The run lifecycle
What each run status means and how a run moves between them, from cloning and pending through running, done, published, and archived.
Every run carries a status that tells you exactly where it is. The dashboard shows it as a badge on each use case card, and it updates in real time. This page explains each state and the transitions between them.
The states at a glance
A finished run can also be run again, for example after the definition changes, which takes it back through running to a fresh done.
What each state means
| State | What it means | What you can do |
|---|---|---|
| cloning | Neuralift is copying the definition (and optionally the data) from an existing use case. See Cloning. | Wait a moment; the use case moves to pending automatically when the copy completes. |
| pending | The use case exists but segmentation hasn’t started yet. | Work with Neuralift on the definition and data preparation. |
| running | Segmentation is in progress. | Watch progress from the dashboard; you don’t need to keep the page open. |
| failed | The run hit an error. | Nothing; Neuralift investigates and re-runs it. |
| done | Segmentation finished and results are ready for private review. | Admins review the segment landscape and actions before anything is shared. |
| published | Results are visible to every member of the organization. | Explore segments, export, and deliver results. |
| archived | The use case is retired and no longer appears on the dashboard.
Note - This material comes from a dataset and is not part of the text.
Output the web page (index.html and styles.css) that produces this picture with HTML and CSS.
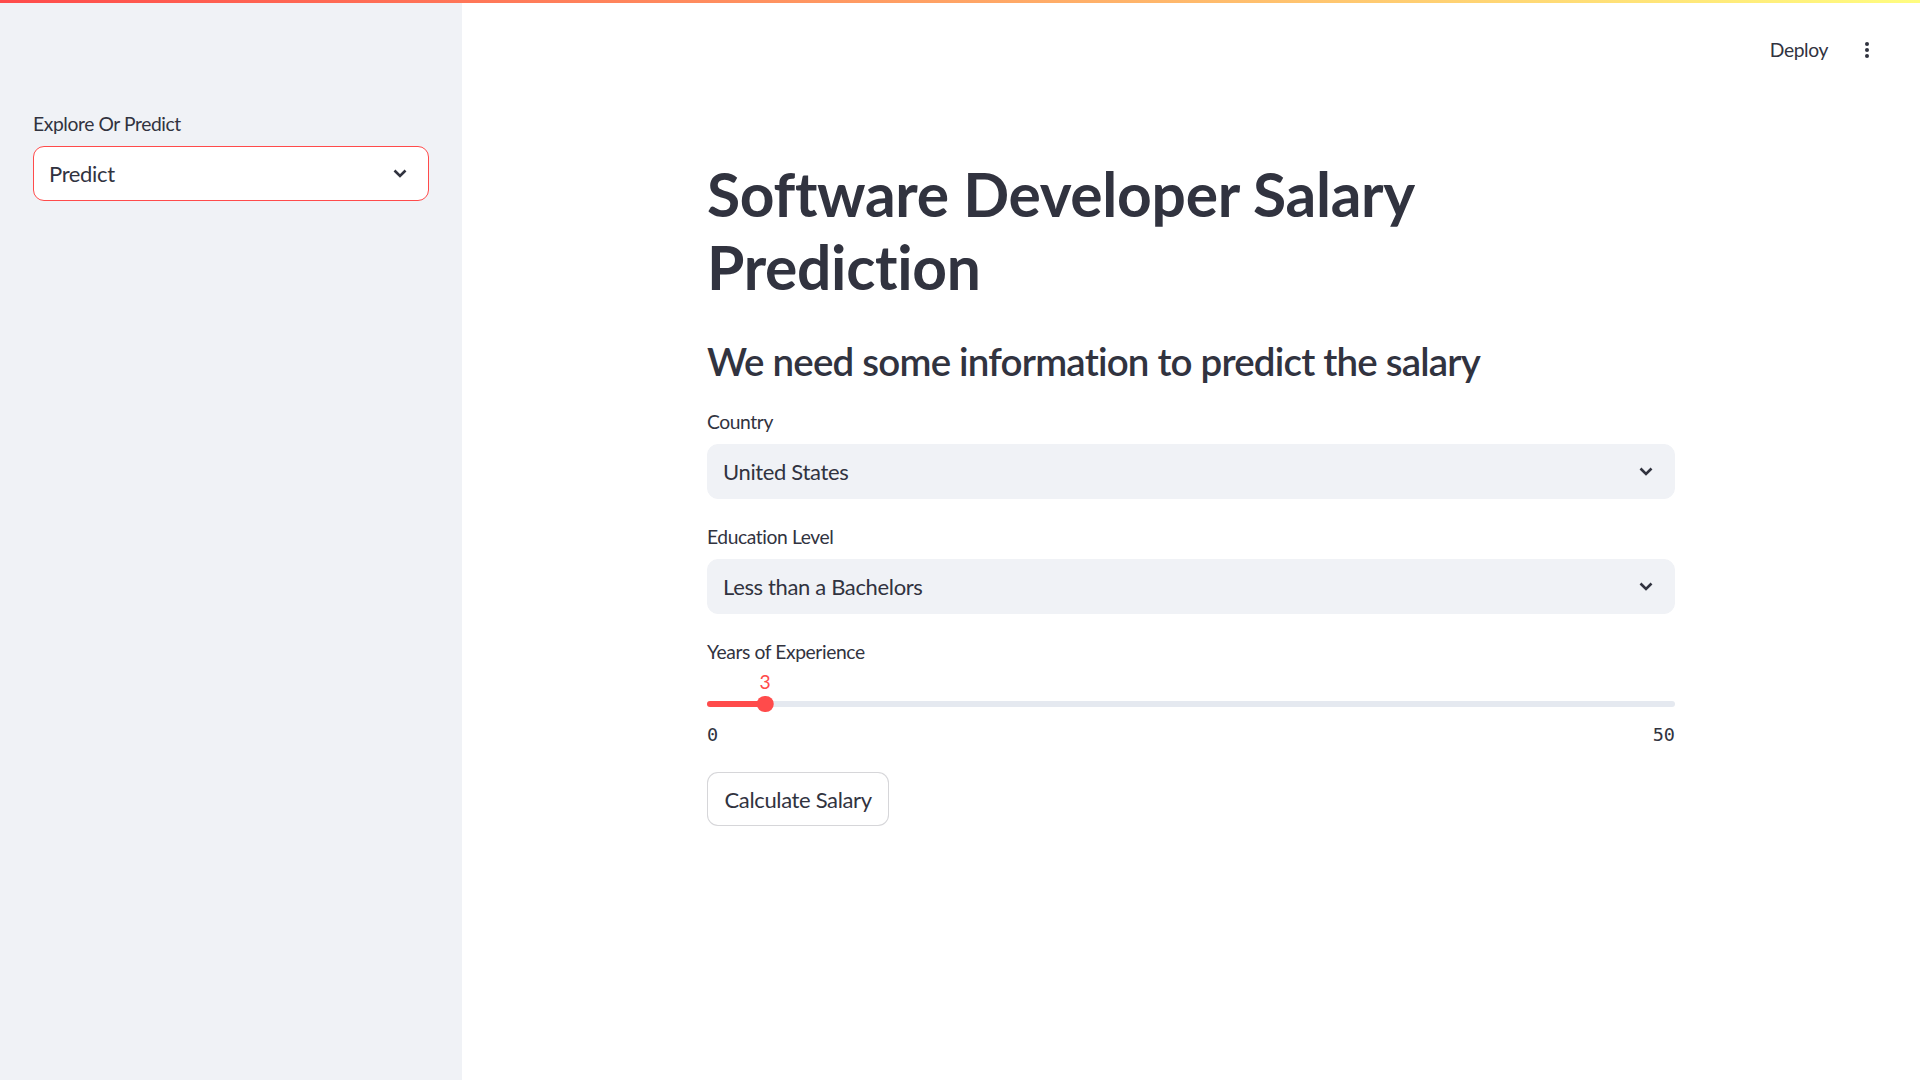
FILE: index.html
```html
<!DOCTYPE html>
<html lang="en">
<head>
<meta charset="utf-8">
<title>Software Developer Salary Prediction</title>
<link rel="stylesheet" href="styles.css">
</head>
<body>
<div class="decoration"></div>
<div class="app">
  <aside class="sidebar">
    <div class="widget">
      <div class="label">Explore Or Predict</div>
      <div class="select select-focused">
        <span class="select-value">Predict</span>
        <svg class="chevron" width="14" height="9" viewBox="0 0 14 9"><path d="M1.5 1.5 L7 7 L12.5 1.5" fill="none" stroke="#31333f" stroke-width="2.6" stroke-linejoin="miter"/></svg>
      </div>
    </div>
  </aside>
  <main class="main">
    <header class="toolbar">
      <span class="deploy">Deploy</span>
      <svg class="menu" width="24" height="24" viewBox="0 0 24 24"><circle cx="12" cy="6" r="2" fill="#31333f"/><circle cx="12" cy="12" r="2" fill="#31333f"/><circle cx="12" cy="18" r="2" fill="#31333f"/></svg>
    </header>
    <section class="block">
      <h1 class="title">Software Developer Salary Prediction</h1>
      <h3 class="subtitle">We need some information to predict the salary</h3>
      <div class="widget">
        <div class="label">Country</div>
        <div class="select">
          <span class="select-value">United States</span>
          <svg class="chevron" width="14" height="9" viewBox="0 0 14 9"><path d="M1.5 1.5 L7 7 L12.5 1.5" fill="none" stroke="#31333f" stroke-width="2.6"/></svg>
        </div>
      </div>
      <div class="widget">
        <div class="label">Education Level</div>
        <div class="select">
          <span class="select-value">Less than a Bachelors</span>
          <svg class="chevron" width="14" height="9" viewBox="0 0 14 9"><path d="M1.5 1.5 L7 7 L12.5 1.5" fill="none" stroke="#31333f" stroke-width="2.6"/></svg>
        </div>
      </div>
      <div class="widget widget-slider">
        <div class="label">Years of Experience</div>
        <div class="slider">
          <div class="slider-value-row">
            <span class="slider-value" style="left: 6%">3</span>
          </div>
          <div class="slider-track-row">
            <div class="track"></div>
            <div class="track-fill" style="width: 6%"></div>
            <div class="thumb" style="left: 6%"></div>
          </div>
          <div class="ticks">
            <span>0</span>
            <span>50</span>
          </div>
        </div>
      </div>
      <div class="widget">
        <button class="button">Calculate Salary</button>
      </div>
    </section>
  </main>
</div>
</body>
</html>
```
FILE: styles.css
```css
* { box-sizing: border-box; }
html, body { margin: 0; padding: 0; }
body {
  font-family: "Lato", "Noto Sans", sans-serif;
  color: #31333f;
  background: #ffffff;
  width: 1920px;
  height: 1080px;
  overflow: hidden;
}
.decoration {
  position: fixed;
  top: 0;
  left: 0;
  right: 0;
  height: 3px;
  background: linear-gradient(90deg, #ff4b4b, #fffd80);
  z-index: 10;
}
.app {
  display: flex;
  height: 1080px;
}
.sidebar {
  width: 462px;
  flex: 0 0 462px;
  background: #f0f2f6;
  padding: 107px 33px 0 33px;
}
.main {
  flex: 1;
  display: flex;
  flex-direction: column;
}
.toolbar {
  height: 99px;
  display: flex;
  align-items: center;
  justify-content: flex-end;
  gap: 27px;
  padding-right: 41px;
}
.deploy {
  font-size: 19.25px;
  letter-spacing: -0.4px;
  color: #31333f;
}
.menu { display: block; }
.block {
  width: 968px;
  margin: 0 auto;
  padding-top: 59px;
  display: flex;
  flex-direction: column;
}
.title {
  margin: 0;
  font-size: 60.5px;
  line-height: 1.2;
  font-weight: 700;
  letter-spacing: -0.3px;
}
.subtitle {
  margin: 35px 0 21px 0;
  font-size: 38.5px;
  line-height: 1.2;
  font-weight: 600;
  letter-spacing: -0.8px;
}
.widget {
  display: flex;
  flex-direction: column;
  margin-bottom: 21.5px;
}
.label {
  font-size: 19.25px;
  line-height: 33px;
  margin-bottom: 5.5px;
  letter-spacing: -0.4px;
}
.select {
  height: 55px;
  border-radius: 11px;
  background: #f0f2f6;
  border: 1px solid #f0f2f6;
  display: flex;
  align-items: center;
  justify-content: space-between;
  padding: 0 21px 0 15px;
}
.select-focused {
  background: #ffffff;
  border-color: #ff4b4b;
}
.select-value {
  font-size: 22px;
  letter-spacing: -0.35px;
}
.chevron { display: block; }
.slider {
  display: flex;
  flex-direction: column;
}
.slider-value-row {
  position: relative;
  height: 22px;
}
.slider-value {
  position: absolute;
  top: 0;
  transform: translateX(-50%);
  font-size: 19.25px;
  line-height: 15px;
  color: #ff4b4b;
}
.slider-track-row {
  position: relative;
  height: 16.5px;
}
.track {
  position: absolute;
  left: 0;
  right: 0;
  top: 5.5px;
  height: 5.5px;
  border-radius: 3px;
  background: #e5e9f0;
}
.track-fill {
  position: absolute;
  left: 0;
  top: 5.5px;
  height: 5.5px;
  border-radius: 3px;
  background: #ff4b4b;
}
.thumb {
  position: absolute;
  top: 0;
  width: 16.5px;
  height: 16.5px;
  border-radius: 50%;
  background: #ff4b4b;
  transform: translateX(-50%);
}
.ticks {
  display: flex;
  justify-content: space-between;
  margin-top: 8.5px;
  font-family: "DejaVu Sans Mono", "Liberation Mono", monospace;
  font-size: 18.5px;
  line-height: 27px;
}
.widget-slider { margin-bottom: 24.5px; }
.button {
  align-self: flex-start;
  height: 54px;
  padding: 0 16.5px;
  border: 1px solid rgba(49, 51, 63, 0.2);
  border-radius: 11px;
  background: #ffffff;
  font-family: inherit;
  font-size: 22px;
  letter-spacing: -0.35px;
  color: #31333f;
}
```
Its data is retained. | Contact Neuralift if you need it back. See Archiving & deleting. |
Who moves runs between states
Neuralift manages every transition, working with your organization’s admins at each step: creating and cloning use cases, starting and re-running runs, publishing, unpublishing, and archiving. The full breakdown is in Roles & permissions.
Note. Your organization sees a run’s results only once it’s published. In every other state, including done, the results are visible only to Neuralift, who reviews them with you before sharing; admins can still see the use case itself and its inputs throughout. See Publishing.